Forest conservation projects often require close collaboration with local communities and indigenous peoples. The term ‘safeguards’ represents the social and environmental policies that are designed to prevent and/or mitigate and address negative impacts of projects on the well-being of the environment, and indigenous and local communities. Safeguards play a crucial role within REDD+ because projects carry significant risks of causing harm when not implemented carefully.
Currently, REDD+ safeguards under the VCS are opaque and provide limited guidance. This allows project developers and third party auditors to interpret them according to their own discretion.
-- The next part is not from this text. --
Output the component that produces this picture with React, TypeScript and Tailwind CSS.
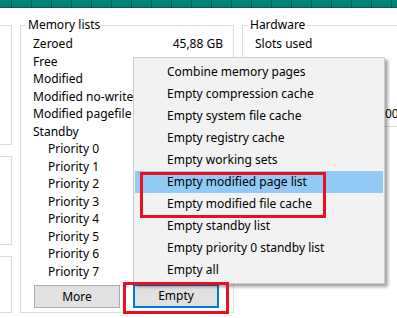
import React from 'react';

const memoryRows: { label: string; value?: string; indent?: boolean }[] = [
  { label: 'Zeroed', value: '45,88 GB' },
  { label: 'Free' },
  { label: 'Modified' },
  { label: 'Modified no-write' },
  { label: 'Modified pagefile' },
  { label: 'Standby' },
  { label: 'Priority 0', indent: true },
  { label: 'Priority 1', indent: true },
  { label: 'Priority 2', indent: true },
  { label: 'Priority 3', indent: true },
  { label: 'Priority 4', indent: true },
  { label: 'Priority 5', indent: true },
  { label: 'Priority 6', indent: true },
  { label: 'Priority 7', indent: true },
];

// rows under the menu stay blank, only the tail of the last value peeks out
const hardwareRows = [
  { label: 'Slots used', value: '' },
  { label: '', value: '' },
  { label: '', value: '' },
  { label: '', value: '' },
  { label: '', value: '00' },
];

const menuItems = [
  'Combine memory pages',
  'Empty compression cache',
  'Empty system file cache',
  'Empty registry cache',
  'Empty working sets',
  'Empty modified page list',
  'Empty modified file cache',
  'Empty standby list',
  'Empty priority 0 standby list',
  'Empty all',
];

export default function App() {
  return (
    <div
      className="relative w-[397px] h-[318px] overflow-hidden bg-white text-[12px] text-black"
      style={{ fontFamily: '"Noto Sans", sans-serif' }}
    >
      {/* title strip */}
      <div className="flex h-[8px] border-b border-[#0a5a50] bg-[#008378]">
        {Array.from({ length: 20 }).map((_, i) => (
          <div key={i} className="w-[20px] shrink-0 border-r border-[#0a5a50] first:w-[12px]" />
        ))}
      </div>

      <div className="flex items-start">
        {/* left column, mostly cut off */}
        <div className="w-[12px] shrink-0 overflow-hidden pt-[17px]">
          <div className="ml-[-28px] flex w-[40px] flex-col">
            <div className="h-[120px] border border-[#dcdcdc]" />
            <div className="mt-[11px] h-[89px] border border-[#dcdcdc]" />
            <div className="mt-[11px] h-[57px] border border-[#dcdcdc]" />
          </div>
        </div>

        <fieldset className="ml-[8px] mt-[9px] h-[296px] w-[214px] shrink-0 border border-[#dcdcdc] px-[12px]">
          <legend className="ml-[-7px] px-[2px] leading-[16px]">Memory lists</legend>
          <div className="pt-[2px]">
            {memoryRows.map((r) => (
              <div key={r.label} className="flex h-[17.5px] items-center justify-between leading-[17.5px]">
                <span className={r.indent ? 'pl-[15px]' : ''}>{r.label}</span>
                <span className="mr-[-2px]">{r.value}</span>
              </div>
            ))}
          </div>
          <div className="mt-[5px] ml-[1px] flex gap-[13px]">
            <button className="h-[23px] w-[86px] border border-[#adadad] bg-[#e1e1e1] leading-[20px]">More</button>
            <button className="mt-[-1px] h-[24px] w-[86px] border-2 border-[#0078d7] bg-[#e1e1e1] leading-[20px]">
              Empty
            </button>
          </div>
        </fieldset>

        <fieldset className="ml-[8px] mt-[9px] h-[110px] w-[200px] shrink-0 border border-[#dcdcdc] pl-[12px]">
          <legend className="ml-[-7px] px-[2px] leading-[16px]">Hardware</legend>
          <div className="pt-[2px]">
            {hardwareRows.map((r, i) => (
              <div key={i} className="flex h-[17.5px] items-center leading-[17.5px]">
                <span className="w-[130px] shrink-0">{r.label}</span>
                <span>{r.value}</span>
              </div>
            ))}
          </div>
        </fieldset>
      </div>

      {/* context menu */}
      <div className="absolute left-[133px] top-[57px] h-[227px] w-[252px] border border-[#cccccc] bg-[#f2f2f2] px-[1px] pt-[3px] shadow-[3px_3px_3px_rgba(0,0,0,0.35)]">
        {menuItems.map((m) => (
          <div
            key={m}
            className={`flex h-[22px] items-center pl-[32px] ${m === 'Empty modified page list' ? 'bg-[#91c9f7]' : ''}`}
          >
            {m}
          </div>
        ))}
      </div>

      {/* red annotation frames */}
      <div className="absolute left-[140px] top-[172px] h-[46px] w-[186px] border-[3px] border-[#e81123]" />
      <div className="absolute left-[123px] top-[282px] h-[32px] w-[106px] border-[3px] border-[#e81123]" />
    </div>
  );
}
Standards (such as VCS), those in charge of setting guidelines and criteria used to verify and certify the environmental integrity of projects, should address these concerns by implementing more stringent methodologies and policies that are aligned with the most up-to-date scientific research. Given the multiple uncertainties in measuring carbon credit quality, standards should adopt strict rules to measure the climate benefits of projects in a way that leads to conservative estimations of such benefits by project developers.
Fundamentally, alternative financial avenues should support forest conservation as it is impossible for short-term and unstable carbon sinks like forests to fully offset greenhouse gas emissions generated by the combustion of geologically stable fossil fuels. Companies and governments should continue to fund forest conservation, in particular for primary forests, but without relying on these investments to offset their emissions.